We reject the husband's claim that the wife could not assert a special equity on the grounds that it was not specifically pleaded. The matter was sufficiently embraced within the pretrial order to place the husband on notice that her claim was an issue before the court. Moreover, testimony was introduced by the wife on the subject without objection by the husband. Fla. R.Civ.P. 1.190(b); see also Community Cablecasting Corp. v. Daniels & Associates, Inc., 215 So.2d 17 (Fla.1st DCA 1968).

The evidence discloses that when the wife entered the marriage she sold her house, which was her only substantial asset, for $25,000, receiving $15,000 cash. She turned this sum over to her new husband and another house was purchased in Michigan with title taken in their joint names. When that home was sold the proceeds went into the purchase of a marital residence in Florida acquired by the parties as tenants by the entireties. She testified he promised she would receive back her $15,000. This home, which the wife valued at $45,000, is encumbered by a $30,000 mortgage. Under the applicable decisional law, where one spouse contributes to purchase of a jointly owned home it has been held to be presumed a gift to the other spouse. Ball v. Ball, 303 So.2d 32 (Fla.2d DCA 1974).[2] The presumption, of course, is a rebuttable one. Coulton v. Coulton, 330 So.2d 533 (Fla.2d DCA 1976). There was evidence that certain gifts of property were made to the wife by the husband. Appellant points primarily to the tract of encumbered land he gave to his wife and argues that the court should have found this and other gifts had more than compensated the wife for her investment in the homeplace. Implicit in the trial judge's order is a rejection of the husband's position on this point.

The trial judge awarded the special equity based upon a finding that the "proceeds from the home she owned prior to her marriage... were used in acquisition of the [Florida] home." A fair reading of the record reveals substantial and competent evidence of a clear and convincing character from which the trial judge could have properly concluded that the wife's contribution was made with the specific understanding that her contribution would be returned to her. Therefore, we cannot disturb this finding which is clothed with the presumption of correctness.

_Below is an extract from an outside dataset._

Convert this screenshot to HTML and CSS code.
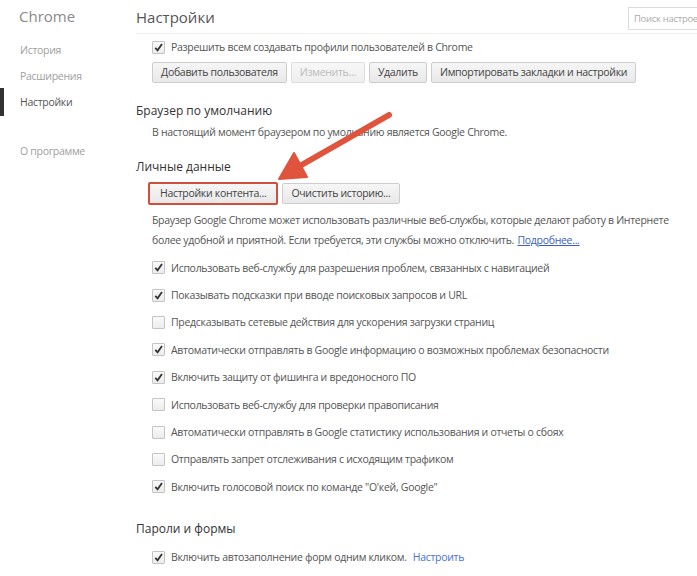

The requirement imposed by the trial judge that the husband continue to pay one-half of the mortgage payments on the marital homeplace in which he has no further interest is somewhat novel. There was no provision that the requirement was to cease upon the death or remarriage of the wife or even upon the sale of the residence. The requirement could obviously not be considered child support, as there were no children. Nor could it be considered rehabilitative alimony, as the trial judge found only a three-year need for such alimony. In contrast, the mortgage payments are to continue for seventeen years. Nor can we consider it to be permanent alimony, as the trial judge found that the wife's needs could be adequately met through rehabilitative alimony and without the need for permanent alimony. Since this requirement is *482 incompatible with established concepts of support or alimony, it was error for the trial court to impose it upon the husband.

Attorney's Fees

The purpose of awarding attorney's fees in a dissolution of marriage proceeding is to insure both parties will reasonably have the same ability to secure competent legal counsel. Mertz v. Mertz, supra. While the wife possessed assets, it would have been difficult for her to liquidate them in time to discharge her obligation to her attorneys. She testified that her cash assets consisted of approximately $2,000 when she filed for dissolution but had dwindled to approximately $1,300 by the time of the final hearing. Her immediate cash position did not lend itself to securing representation without considerable difficulties which likely would have resulted from a premature rearrangement of her finances. Whether to grant attorney's fees in this proceeding was a matter of sound discretion for the court. The trial judge obviously intended to place the wife on an equal footing with her husband in regard to her present ability to secure representation. We cannot say the trial judge abused his discretion in requiring the husband to pay $2,500, an amount which counsel for both parties agreed was very reasonable under the circumstances of this case.

Accordingly, that part of paragraph 4 of the final judgment entered August 27, 1976, which states:

"Respondent is also directed to pay one-half of the mortgage which constitutes a first lien on that property in installments as they mature until the loan is completely liquidated."

is stricken. Otherwise, the judgment of the trial court is affirmed.

HOBSON, Acting C.J., and GRIMES, J., concur.

NOTES

[1] The discrepancy in valuations results from the wide variance in estimates with the higher estimates by the husband and the correspondingly lower estimates by the wife.

[2] It is noted that this case was reversed by the supreme court in Ball v. Ball, 335 So.2d 5 (Fla. 1976). There it was held that there is no presumption of a gift in jointly owned marital real estate, but that either husband or wife may demonstrate a special equity in the property. However, in order to avoid the spate of appeals that would have resulted from retroactive application of the doctrine, the supreme court said that it "shall apply only to dissolution proceedings instituted after the date this opinion becomes final." 335 So.2d at 8. The opinion was announced on June 30, 1976, but Ms. Jassy had initiated the dissolution proceedings in December of 1975. Therefore, the law as it stood before the supreme court's Ball opinion must govern.